Это осознание придавливает меня многотонной каменной плитой.
Останавливаюсь.
Я весь в красном и липком. Ингвара никто не сможет опознать. Но что в этом толку, если я не успел защитить Мун?
Лёгкие сковывает стальными обручами. С силой втягиваю воздух. Глаза наполняются слезами, солёная влага срывается с ресниц и устремляется вниз. Сквозь сероватую муть я вижу свои человеческие окровавленные руки.
Обычно мне требовалось несколько часов для возвращения в человеческий облик, но почему-то сейчас это заняло считанные мгновения. Это даже не было больно — всё заполнило чувство вины.
Я не уберёг Мун.
Принял её в семью, а защитить не смог. Не досмотрел. Как я мог?
С трудом поднимаюсь. Дышать тяжело, думать не хочется. Набравшись смелости, заглядываю в комнатку.

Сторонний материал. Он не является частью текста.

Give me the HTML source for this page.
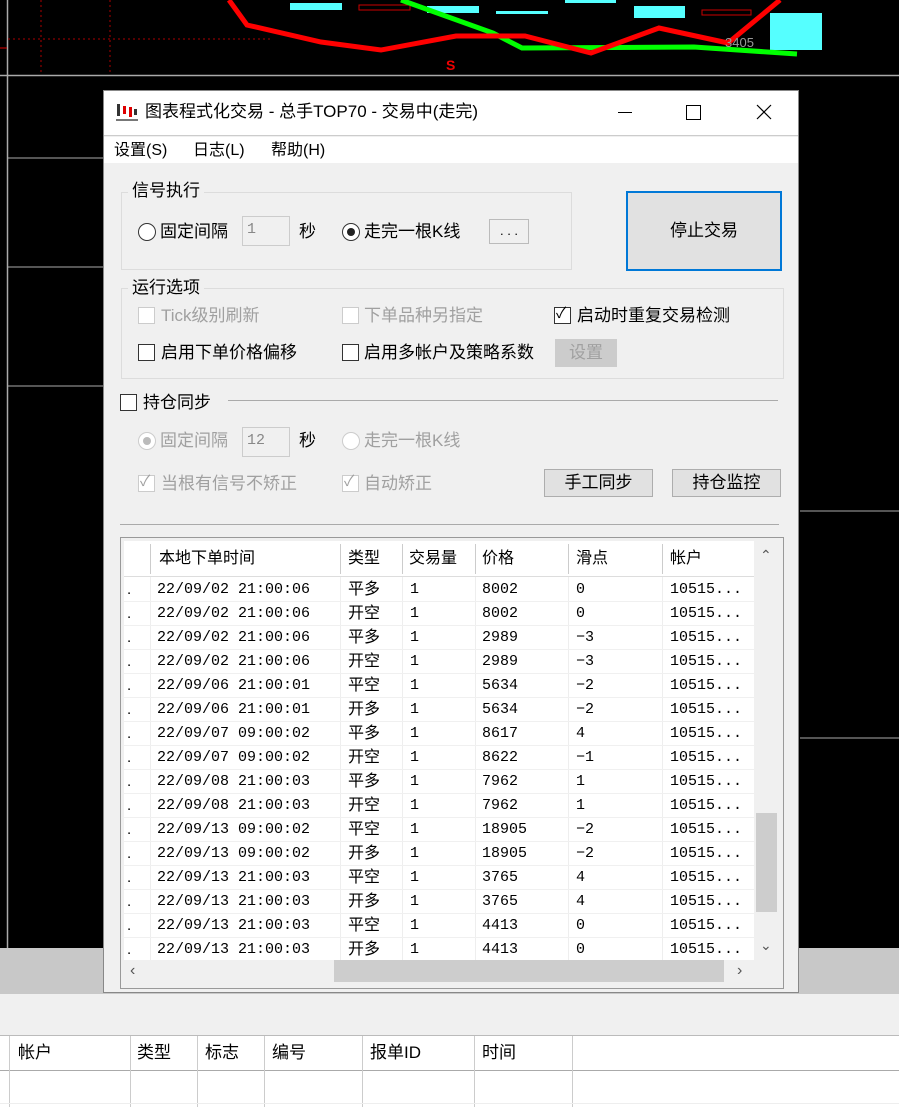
<!DOCTYPE html>
<html><head><meta charset="utf-8"><style>
*{margin:0;padding:0;box-sizing:border-box}
body{width:899px;height:1107px;position:relative;overflow:hidden;background:#fff;font-family:"Liberation Sans","Noto Sans CJK SC",sans-serif;font-size:17px;color:#000}
.a{position:absolute}
.t{position:absolute;white-space:nowrap;line-height:20px}
.g{color:#a0a0a0}
.cb{position:absolute;width:17px;height:17px;border:1px solid #333;background:#fff}
.cb.d{border-color:#ccc}
.rb{position:absolute;width:18px;height:18px;border:1px solid #333;border-radius:50%;background:#fff}
.inp{position:absolute;border:1px solid #ccc;background:#f0f0f0;color:#888;font-family:"Liberation Mono",monospace;font-size:15px;padding-left:4px;line-height:26px}
.btn{position:absolute;border:1px solid #adadad;background:#e1e1e1;text-align:center}
.row{position:absolute;left:0;width:630px;height:24px;border-bottom:1px solid #f0f0f0;font-size:15px;line-height:24px}
.row span{position:absolute;white-space:nowrap}
.m{font-family:"Liberation Mono","Noto Sans CJK SC",monospace;font-size:15px}
</style></head><body>
<!-- chart area -->
<div class="a" style="left:0;top:0;width:899px;height:948px;background:#000"></div>
<svg class="a" style="left:0;top:0" width="899" height="948">
<line x1="7.5" y1="0" x2="7.5" y2="948" stroke="#aaa" stroke-width="1.5"/>
<line x1="0" y1="75.5" x2="899" y2="75.5" stroke="#aaa" stroke-width="1.5"/>
<line x1="8" y1="39" x2="270" y2="39" stroke="#a00" stroke-dasharray="2,3"/>
<line x1="41" y1="0" x2="41" y2="72" stroke="#a00" stroke-dasharray="2,3"/>
<line x1="110" y1="0" x2="110" y2="72" stroke="#a00" stroke-dasharray="2,3"/>
<line x1="0" y1="48" x2="7" y2="48" stroke="#d00"/>
<line x1="800" y1="511" x2="899" y2="511" stroke="#aaa"/>
<line x1="800" y1="738" x2="899" y2="738" stroke="#aaa"/>
<line x1="8" y1="158" x2="103" y2="158" stroke="#aaa"/>
<line x1="8" y1="267" x2="103" y2="267" stroke="#aaa"/>
<line x1="8" y1="386" x2="103" y2="386" stroke="#aaa"/>
<rect x="290" y="3" width="52" height="7" fill="#5ff"/>
<rect x="427" y="6" width="52" height="7" fill="#5ff"/>
<rect x="496" y="11" width="52" height="3" fill="#5ff"/>
<rect x="565" y="0" width="51" height="3" fill="#5ff"/>
<rect x="634" y="6" width="51" height="12" fill="#5ff"/>
<rect x="770" y="13" width="52" height="37" fill="#5ff"/>
<rect x="359" y="5" width="51" height="5" fill="none" stroke="#c00"/>
<rect x="702" y="10" width="49" height="5" fill="none" stroke="#c00"/>
<polyline points="401,0 493,33 522,48 694,47 797,54" fill="none" stroke="#0f0" stroke-width="5"/>
<polyline points="229,0 247,25 321,42 381,50 456,36 525,36 591,53 659,28 728,43 780,0" fill="none" stroke="#f00" stroke-width="5"/>
<text x="725" y="47" fill="#999" font-size="13" font-family="Liberation Sans">3405</text>
<text x="446" y="70" fill="#e00" font-size="14" font-weight="bold" font-family="Liberation Sans">S</text>
</svg>
<!-- bottom panel -->
<div class="a" style="left:0;top:948px;width:899px;height:46px;background:#c8c8c8"></div>
<div class="a" style="left:0;top:994px;width:899px;height:42px;background:#f0f0f0;border-bottom:1px solid #bbb"></div>
<div class="a" style="left:0;top:1036px;width:899px;height:35px;background:#fff;border-bottom:1px solid #aaa"></div>
<div class="a" style="left:9px;top:1036px;width:1px;height:71px;background:#ccc"></div>
<div class="a" style="left:130px;top:1036px;width:1px;height:71px;background:#ccc"></div>
<div class="a" style="left:197px;top:1036px;width:1px;height:71px;background:#ccc"></div>
<div class="a" style="left:264px;top:1036px;width:1px;height:71px;background:#ccc"></div>
<div class="a" style="left:362px;top:1036px;width:1px;height:71px;background:#ccc"></div>
<div class="a" style="left:474px;top:1036px;width:1px;height:71px;background:#ccc"></div>
<div class="a" style="left:572px;top:1036px;width:1px;height:71px;background:#ccc"></div>
<div class="a" style="left:0;top:1103px;width:899px;height:1px;background:#eee"></div>
<div class="t" style="left:18px;top:1043px">帐户</div>
<div class="t" style="left:137px;top:1043px">类型</div>
<div class="t" style="left:205px;top:1043px">标志</div>
<div class="t" style="left:272px;top:1043px">编号</div>
<div class="t" style="left:370px;top:1043px">报单ID</div>
<div class="t" style="left:482px;top:1043px">时间</div>
<!-- dialog -->
<div class="a" style="left:103px;top:90px;width:696px;height:903px;background:#f0f0f0;border:1px solid #888"></div>
<div class="a" style="left:104px;top:91px;width:694px;height:45px;background:#fff;border-bottom:1px solid #ccc"></div>
<div class="a" style="left:104px;top:137px;width:694px;height:26px;background:#fff"></div>
<svg class="a" style="left:115px;top:101px" width="24" height="22"><rect x="2" y="3" width="3" height="12" fill="#333"/><rect x="8" y="5" width="3" height="8" fill="#d00"/><rect x="14" y="6" width="3" height="10" fill="#d00"/><rect x="19" y="8" width="3" height="6" fill="#333"/><rect x="1" y="18" width="22" height="2" fill="#777"/></svg>
<div class="t" style="left:145px;top:102px;font-size:17px">图表程式化交易 - 总手TOP70 - 交易中(走完)</div>
<div class="a" style="left:618px;top:112px;width:14px;height:1px;background:#000"></div>
<div class="a" style="left:686px;top:105px;width:15px;height:15px;border:1px solid #000"></div>
<svg class="a" style="left:756px;top:104px" width="16" height="16"><path d="M1 1L15 15M15 1L1 15" stroke="#000" stroke-width="1.2"/></svg>
<div class="t" style="left:114px;top:141px;font-size:16px">设置(S)</div>
<div class="t" style="left:193px;top:141px;font-size:16px">日志(L)</div>
<div class="t" style="left:271px;top:141px;font-size:16px">帮助(H)</div>
<!-- 信号执行 -->
<div class="a" style="left:121px;top:192px;width:451px;height:78px;border:1px solid #dcdcdc"></div>
<div class="t" style="left:128px;top:181px;background:#f0f0f0;padding:0 4px">信号执行</div>
<div class="rb" style="left:138px;top:223px"></div>
<div class="t" style="left:160px;top:222px">固定间隔</div>
<div class="inp" style="left:242px;top:216px;width:48px;height:30px">1</div>
<div class="t" style="left:299px;top:222px">秒</div>
<div class="rb" style="left:342px;top:223px"></div><div class="a" style="left:347px;top:228px;width:8px;height:8px;border-radius:50%;background:#222"></div>
<div class="t" style="left:364px;top:222px">走完一根K线</div>
<div class="btn" style="left:489px;top:219px;width:40px;height:25px;font-size:13px;line-height:22px;background:#f0f0f0;border-color:#bbb">. . .</div>
<div class="btn" style="left:626px;top:191px;width:156px;height:80px;border:2px solid #0078d7;line-height:76px;font-size:17px">停止交易</div>
<!-- 运行选项 -->
<div class="a" style="left:121px;top:288px;width:663px;height:91px;border:1px solid #dcdcdc"></div>
<div class="t" style="left:128px;top:278px;background:#f0f0f0;padding:0 4px">运行选项</div>
<div class="cb d" style="left:138px;top:307px"></div><div class="t g" style="left:161px;top:306px">Tick级别刷新</div>
<div class="cb d" style="left:342px;top:307px"></div><div class="t g" style="left:364px;top:306px">下单品种另指定</div>
<div class="cb" style="left:554px;top:307px"></div><div class="t" style="left:556px;top:304px;font-size:15px">✓</div><div class="t" style="left:577px;top:306px">启动时重复交易检测</div>
<div class="cb" style="left:138px;top:344px"></div><div class="t" style="left:161px;top:343px">启用下单价格偏移</div>
<div class="cb" style="left:342px;top:344px"></div><div class="t" style="left:364px;top:343px">启用多帐户及策略系数</div>
<div class="btn g" style="left:555px;top:339px;width:62px;height:28px;background:#ccc;border-color:#ccc;line-height:26px">设置</div>
<!-- 持仓同步 -->
<div class="cb" style="left:120px;top:394px"></div><div class="t" style="left:143px;top:393px">持仓同步</div>
<div class="a" style="left:228px;top:400px;width:550px;height:1px;background:#aaa"></div>
<div class="rb" style="left:138px;top:432px;border-color:#ccc"></div><div class="a" style="left:143px;top:437px;width:8px;height:8px;border-radius:50%;background:#bbb"></div>
<div class="t g" style="left:160px;top:431px">固定间隔</div>
<div class="inp" style="left:242px;top:427px;width:48px;height:30px">12</div>
<div class="t" style="left:299px;top:431px">秒</div>
<div class="rb" style="left:342px;top:432px;border-color:#ccc"></div><div class="t g" style="left:364px;top:431px">走完一根K线</div>
<div class="cb d" style="left:138px;top:475px"></div><div class="t g" style="left:140px;top:472px;font-size:15px">✓</div><div class="t g" style="left:161px;top:474px">当根有信号不矫正</div>
<div class="cb d" style="left:342px;top:475px"></div><div class="t g" style="left:344px;top:472px;font-size:15px">✓</div><div class="t g" style="left:364px;top:474px">自动矫正</div>
<div class="btn" style="left:544px;top:469px;width:109px;height:28px;line-height:26px">手工同步</div>
<div class="btn" style="left:672px;top:469px;width:109px;height:28px;line-height:26px">持仓监控</div>
<div class="a" style="left:120px;top:524px;width:659px;height:1px;background:#aaa"></div>
<!-- table -->
<div class="a" style="left:120px;top:537px;width:664px;height:452px;border:1px solid #999;background:#f0f0f0"></div>
<div class="a" style="left:124px;top:541px;width:630px;height:419px;background:#fff;overflow:hidden">
 <div class="a" style="left:0;top:0;width:630px;height:36px;border-bottom:1px solid #ddd;font-size:16px">
  <div class="a" style="left:26px;top:3px;width:1px;height:30px;background:#ccc"></div>
  <div class="a" style="left:216px;top:3px;width:1px;height:30px;background:#ccc"></div>
  <div class="a" style="left:278px;top:3px;width:1px;height:30px;background:#ccc"></div>
  <div class="a" style="left:351px;top:3px;width:1px;height:30px;background:#ccc"></div>
  <div class="a" style="left:444px;top:3px;width:1px;height:30px;background:#ccc"></div>
  <div class="a" style="left:538px;top:3px;width:1px;height:30px;background:#ccc"></div>
  <span class="t" style="left:35px;top:8px">本地下单时间</span><span class="t" style="left:224px;top:8px">类型</span><span class="t" style="left:285px;top:8px">交易量</span><span class="t" style="left:358px;top:8px">价格</span><span class="t" style="left:452px;top:8px">滑点</span><span class="t" style="left:546px;top:8px">帐户</span>
 </div>
 <div class="a" style="left:26px;top:36px;width:1px;height:400px;background:#eee"></div>
 <div class="a" style="left:216px;top:36px;width:1px;height:400px;background:#eee"></div>
 <div class="a" style="left:278px;top:36px;width:1px;height:400px;background:#eee"></div>
 <div class="a" style="left:351px;top:36px;width:1px;height:400px;background:#eee"></div>
 <div class="a" style="left:444px;top:36px;width:1px;height:400px;background:#eee"></div>
 <div class="a" style="left:538px;top:36px;width:1px;height:400px;background:#eee"></div>
 <div id="rows"></div>
</div>
<div class="a" style="left:754px;top:541px;width:25px;height:419px;background:#f0f0f0"></div>
<div class="t" style="left:760px;top:545px;font-size:14px;color:#555">&#8963;</div>
<div class="a" style="left:756px;top:813px;width:21px;height:99px;background:#cdcdcd"></div>
<div class="t" style="left:760px;top:935px;font-size:14px;color:#555">&#8964;</div>
<div class="a" style="left:124px;top:960px;width:630px;height:22px;background:#f0f0f0"></div>
<div class="a" style="left:334px;top:960px;width:390px;height:22px;background:#cdcdcd"></div>
<div class="t" style="left:130px;top:961px;font-size:16px;color:#555">‹</div>
<div class="t" style="left:737px;top:961px;font-size:16px;color:#555">›</div>
<script>
var d=[["22/09/02 21:00:06","平多","8002","0"],["22/09/02 21:00:06","开空","8002","0"],["22/09/02 21:00:06","平多","2989","−3"],["22/09/02 21:00:06","开空","2989","−3"],["22/09/06 21:00:01","平空","5634","−2"],["22/09/06 21:00:01","开多","5634","−2"],["22/09/07 09:00:02","平多","8617","4"],["22/09/07 09:00:02","开空","8622","−1"],["22/09/08 21:00:03","平多","7962","1"],["22/09/08 21:00:03","开空","7962","1"],["22/09/13 09:00:02","平空","18905","−2"],["22/09/13 09:00:02","开多","18905","−2"],["22/09/13 21:00:03","平空","3765","4"],["22/09/13 21:00:03","开多","3765","4"],["22/09/13 21:00:03","平空","4413","0"],["22/09/13 21:00:03","开多","4413","0"]];
var h="";d.forEach(function(r,i){h+='<div class="row" style="top:'+(37+24*i)+'px"><span style="left:3px">.</span><span class="m" style="left:33px">'+r[0]+'</span><span style="left:224px;font-size:16px">'+r[1]+'</span><span class="m" style="left:286px">1</span><span class="m" style="left:358px">'+r[2]+'</span><span class="m" style="left:452px">'+r[3]+'</span><span class="m" style="left:546px">10515...</span></div>';});
document.getElementById("rows").innerHTML=h;
</script>
</body></html>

Мун сидит в углу, обхватив сея руками, и безмолвно плачет.
Застываю.
Нет сил смотреть ей в глаза. Опускаю взгляд. Мои ноги облеплены чудом удержавшимися на мне шароварами, сменившими цвет с синего на багряный.
— Ты… как? — сипло шепчу я.
И ужасно боюсь услышать ответ, хотя понимаю, что Мун скажет что-нибудь в духе «я в порядке».
Она всхлипывает. А в следующее мгновение поднимается на дрожащих ногах и бросается ко мне.
Мун повисает у меня на шее. У меня — залитого кровью, злого и страшного, и начинает тихонечко плакать. Обнимаю её тонкую талию, глажу дрожащие плечи.
— Всё будет хорошо, — шепчу я, охрипнув от захлестнувших меня чувств. — Всё будет хорошо. Мун…
Она прижимается ко мне, и сердце рвётся из груди. Кажется, я схожу с ума…
— Всё уже хорошо, — шепчет она. — Вы живы, ты жив… они… они хотели…
Она захлёбывается рыданиями.
— Мун. — Больше всего на свете мне хочется забрать её из этого кошмара. Подхватываю её на руки. — Мун, закрой глаза.
Она зажмуривается, и я несу её через останки Ингвара. Он никогда больше не причинит ей боль. Никто не причинит, я не позволю.